His attorney argued that he was too old for the death penalty. He lost that argument, and in 2009, Kemp was again given a capital sentence. He now sits on death row, perhaps long enough for the death penalty to be declared unconstitutional again, so he can be released to commit more rapes and murders.

Dozens and dozens of prisoners released from death row have gone on to murder again. No one knows exactly how many, but it's a lot more than the number of innocent men who have been executed in America, which, at least since 1950, is zero.


AND YOU TELL ME THAT THE DEATH PENALTY DOESN'T DETER CRIME?

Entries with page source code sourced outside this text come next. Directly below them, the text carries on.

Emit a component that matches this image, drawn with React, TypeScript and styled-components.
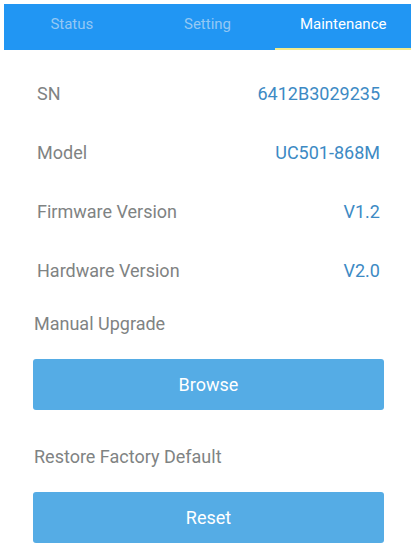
import React from 'react';
import styled, { createGlobalStyle } from 'styled-components';

const GlobalStyle = createGlobalStyle`
  html, body {
    margin: 0;
    padding: 0;
    background: #ffffff;
    font-family: Roboto, "Noto Sans", Arial, sans-serif;
  }
`;

const tabs = ['Status', 'Setting', 'Maintenance'];

const info = [
  { label: 'SN', value: '6412B3029235' },
  { label: 'Model', value: 'UC501-868M' },
  { label: 'Firmware Version', value: 'V1.2' },
  { label: 'Hardware Version', value: 'V2.0' },
];

export default function App() {
  return (
    <Page>
      <GlobalStyle />
      <TabBar>
        {tabs.map((t) => (
          <Tab key={t} $active={t === 'Maintenance'}>
            {t}
          </Tab>
        ))}
      </TabBar>
      <InfoList>
        {info.map((row) => (
          <InfoRow key={row.label}>
            <Label>{row.label}</Label>
            <Value>{row.value}</Value>
          </InfoRow>
        ))}
      </InfoList>
      <Section>
        <SectionTitle>Manual Upgrade</SectionTitle>
        <ActionButton>Browse</ActionButton>
      </Section>
      <Section>
        <SectionTitle>Restore Factory Default</SectionTitle>
        <ActionButton>Reset</ActionButton>
      </Section>
    </Page>
  );
}

const Page = styled.div`
  width: 416px;
  height: 550px;
  overflow: hidden;
  display: flex;
  flex-direction: column;
`;

const TabBar = styled.nav`
  display: flex;
  margin: 4px 5px 0 4px;
  height: 46px;
  background: #2196f3;
`;

const Tab = styled.div<{ $active: boolean }>`
  flex: 1;
  display: flex;
  align-items: center;
  justify-content: center;
  font-size: 15px;
  padding-bottom: 4px;
  box-sizing: border-box;
  color: ${({ $active }) => ($active ? '#ffffff' : '#94c8f3')};
  border-bottom: 2px solid ${({ $active }) => ($active ? '#f3ea8a' : 'transparent')};
`;

const InfoList = styled.div`
  display: flex;
  flex-direction: column;
  margin-top: 14px;
`;

const InfoRow = styled.div`
  display: flex;
  align-items: center;
  justify-content: space-between;
  height: 59px;
  padding: 0 36px 0 37px;
  font-size: 18px;
`;

const Label = styled.span`
  color: #7f8383;
`;

const Value = styled.span`
  color: #3d8ac4;
`;

const Section = styled.section`
  display: flex;
  flex-direction: column;
  padding: 0 32px 0 33px;
  margin-top: 12px;

  & + & {
    margin-top: 35px;
  }
`;

const SectionTitle = styled.div`
  color: #7f8383;
  font-size: 18px;
  line-height: 24px;
  padding-left: 1px;
  margin-bottom: 23px;
`;

const ActionButton = styled.button`
  height: 51px;
  border: none;
  border-radius: 3px;
  background: #55ace5;
  color: #ffffff;
  font-family: inherit;
  font-size: 18px;
`;
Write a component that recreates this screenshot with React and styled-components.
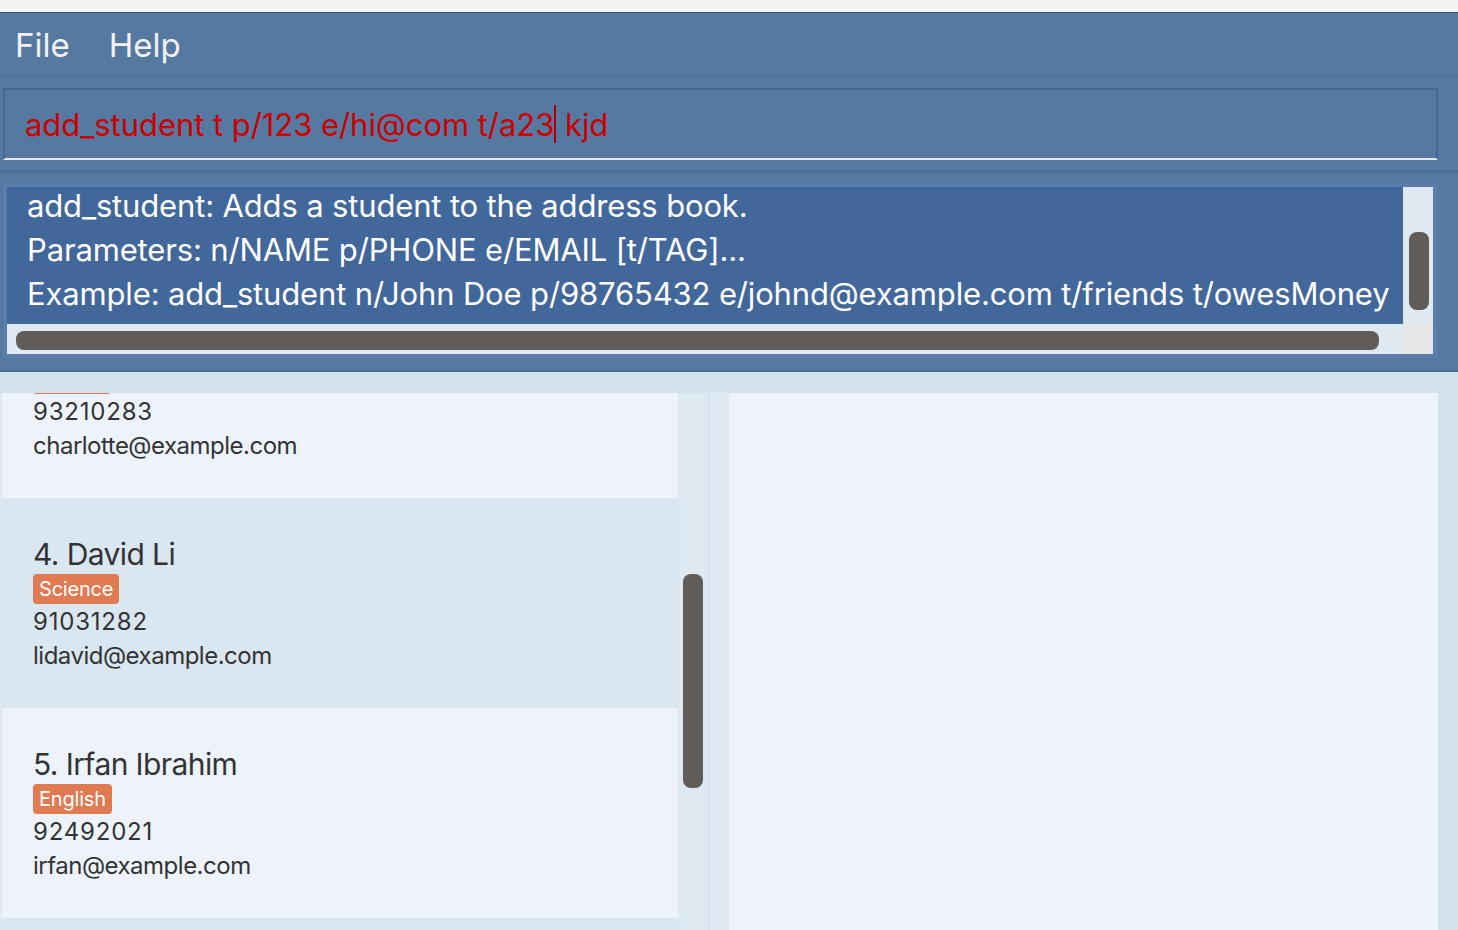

http://www.humanevents.com/article.php?id=47145

Grow up Morton, you Marxist.

James C Morton said...

The death penalty does not deter crime. I have said it before and I'll say it again. It does, from time to time, put innocent people to death. Dangerous people should be separated from society -- agreed -- executed, not.

Anonymous said...

I don't understand.

"Darryl Kemp was sentenced to death in California in 1960 for the rape and murder of Marjorie Hipperson and also convicted for raping two other women. But he sat on death row long enough -- 12 years -- for the death penalty to be declared unconstitutional. He was paroled five years later and, within four months, had raped and murdered Armida Wiltsey, a 40-year-old wife and mother."

Morton, using the above example, would the lady not be alive if the guy was put to death?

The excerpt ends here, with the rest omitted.